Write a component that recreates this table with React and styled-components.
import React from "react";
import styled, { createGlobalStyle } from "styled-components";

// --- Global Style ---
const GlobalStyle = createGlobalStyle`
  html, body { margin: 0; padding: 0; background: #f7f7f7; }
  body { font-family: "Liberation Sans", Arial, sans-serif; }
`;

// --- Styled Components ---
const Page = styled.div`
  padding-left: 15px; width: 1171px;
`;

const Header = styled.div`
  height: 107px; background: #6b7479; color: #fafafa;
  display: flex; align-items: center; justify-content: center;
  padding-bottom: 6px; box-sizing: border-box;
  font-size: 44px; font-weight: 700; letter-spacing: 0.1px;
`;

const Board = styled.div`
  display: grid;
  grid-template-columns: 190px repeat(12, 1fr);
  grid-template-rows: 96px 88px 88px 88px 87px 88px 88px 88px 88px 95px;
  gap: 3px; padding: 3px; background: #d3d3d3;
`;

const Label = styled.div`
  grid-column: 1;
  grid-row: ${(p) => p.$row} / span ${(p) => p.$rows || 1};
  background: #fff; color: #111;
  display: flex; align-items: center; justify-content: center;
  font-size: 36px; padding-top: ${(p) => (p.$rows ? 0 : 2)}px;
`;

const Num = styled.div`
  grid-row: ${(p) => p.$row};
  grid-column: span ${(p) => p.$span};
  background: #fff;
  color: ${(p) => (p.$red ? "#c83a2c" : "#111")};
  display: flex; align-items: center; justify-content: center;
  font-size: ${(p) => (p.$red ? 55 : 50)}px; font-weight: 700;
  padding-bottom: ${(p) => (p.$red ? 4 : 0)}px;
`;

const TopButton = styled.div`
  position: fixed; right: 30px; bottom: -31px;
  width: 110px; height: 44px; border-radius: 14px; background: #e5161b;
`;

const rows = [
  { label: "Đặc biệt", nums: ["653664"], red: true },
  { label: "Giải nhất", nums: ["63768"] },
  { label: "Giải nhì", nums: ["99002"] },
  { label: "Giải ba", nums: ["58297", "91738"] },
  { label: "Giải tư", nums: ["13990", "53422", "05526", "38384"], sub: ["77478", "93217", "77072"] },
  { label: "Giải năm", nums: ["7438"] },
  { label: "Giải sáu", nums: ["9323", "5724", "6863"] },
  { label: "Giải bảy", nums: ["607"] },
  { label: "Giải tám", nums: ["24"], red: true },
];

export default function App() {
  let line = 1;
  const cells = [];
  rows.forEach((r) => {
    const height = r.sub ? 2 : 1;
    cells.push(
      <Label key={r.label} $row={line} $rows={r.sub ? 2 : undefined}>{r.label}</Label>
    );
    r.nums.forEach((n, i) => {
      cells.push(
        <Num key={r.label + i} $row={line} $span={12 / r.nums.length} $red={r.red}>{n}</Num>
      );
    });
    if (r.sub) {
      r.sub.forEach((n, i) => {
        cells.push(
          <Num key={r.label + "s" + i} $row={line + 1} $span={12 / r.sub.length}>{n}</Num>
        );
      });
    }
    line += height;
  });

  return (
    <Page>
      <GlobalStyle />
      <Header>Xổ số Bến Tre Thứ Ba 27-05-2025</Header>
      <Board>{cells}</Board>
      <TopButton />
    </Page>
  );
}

→ **Directions**
Please repeat the listing exactly, with nothing left out.

→ **Result of this task**
Write a component that recreates this table with React and styled-components.
import React from "react";
import styled, { createGlobalStyle } from "styled-components";

// --- Global Style ---
const GlobalStyle = createGlobalStyle`
  html, body { margin: 0; padding: 0; background: #f7f7f7; }
  body { font-family: "Liberation Sans", Arial, sans-serif; }
`;

// --- Styled Components ---
const Page = styled.div`
  padding-left: 15px; width: 1171px;
`;

const Header = styled.div`
  height: 107px; background: #6b7479; color: #fafafa;
  display: flex; align-items: center; justify-content: center;
  padding-bottom: 6px; box-sizing: border-box;
  font-size: 44px; font-weight: 700; letter-spacing: 0.1px;
`;

const Board = styled.div`
  display: grid;
  grid-template-columns: 190px repeat(12, 1fr);
  grid-template-rows: 96px 88px 88px 88px 87px 88px 88px 88px 88px 95px;
  gap: 3px; padding: 3px; background: #d3d3d3;
`;

const Label = styled.div`
  grid-column: 1;
  grid-row: ${(p) => p.$row} / span ${(p) => p.$rows || 1};
  background: #fff; color: #111;
  display: flex; align-items: center; justify-content: center;
  font-size: 36px; padding-top: ${(p) => (p.$rows ? 0 : 2)}px;
`;

const Num = styled.div`
  grid-row: ${(p) => p.$row};
  grid-column: span ${(p) => p.$span};
  background: #fff;
  color: ${(p) => (p.$red ? "#c83a2c" : "#111")};
  display: flex; align-items: center; justify-content: center;
  font-size: ${(p) => (p.$red ? 55 : 50)}px; font-weight: 700;
  padding-bottom: ${(p) => (p.$red ? 4 : 0)}px;
`;

const TopButton = styled.div`
  position: fixed; right: 30px; bottom: -31px;
  width: 110px; height: 44px; border-radius: 14px; background: #e5161b;
`;

const rows = [
  { label: "Đặc biệt", nums: ["653664"], red: true },
  { label: "Giải nhất", nums: ["63768"] },
  { label: "Giải nhì", nums: ["99002"] },
  { label: "Giải ba", nums: ["58297", "91738"] },
  { label: "Giải tư", nums: ["13990", "53422", "05526", "38384"], sub: ["77478", "93217", "77072"] },
  { label: "Giải năm", nums: ["7438"] },
  { label: "Giải sáu", nums: ["9323", "5724", "6863"] },
  { label: "Giải bảy", nums: ["607"] },
  { label: "Giải tám", nums: ["24"], red: true },
];

export default function App() {
  let line = 1;
  const cells = [];
  rows.forEach((r) => {
    const height = r.sub ? 2 : 1;
    cells.push(
      <Label key={r.label} $row={line} $rows={r.sub ? 2 : undefined}>{r.label}</Label>
    );
    r.nums.forEach((n, i) => {
      cells.push(
        <Num key={r.label + i} $row={line} $span={12 / r.nums.length} $red={r.red}>{n}</Num>
      );
    });
    if (r.sub) {
      r.sub.forEach((n, i) => {
        cells.push(
          <Num key={r.label + "s" + i} $row={line + 1} $span={12 / r.sub.length}>{n}</Num>
        );
      });
    }
    line += height;
  });

  return (
    <Page>
      <GlobalStyle />
      <Header>Xổ số Bến Tre Thứ Ba 27-05-2025</Header>
      <Board>{cells}</Board>
      <TopButton />
    </Page>
  );
}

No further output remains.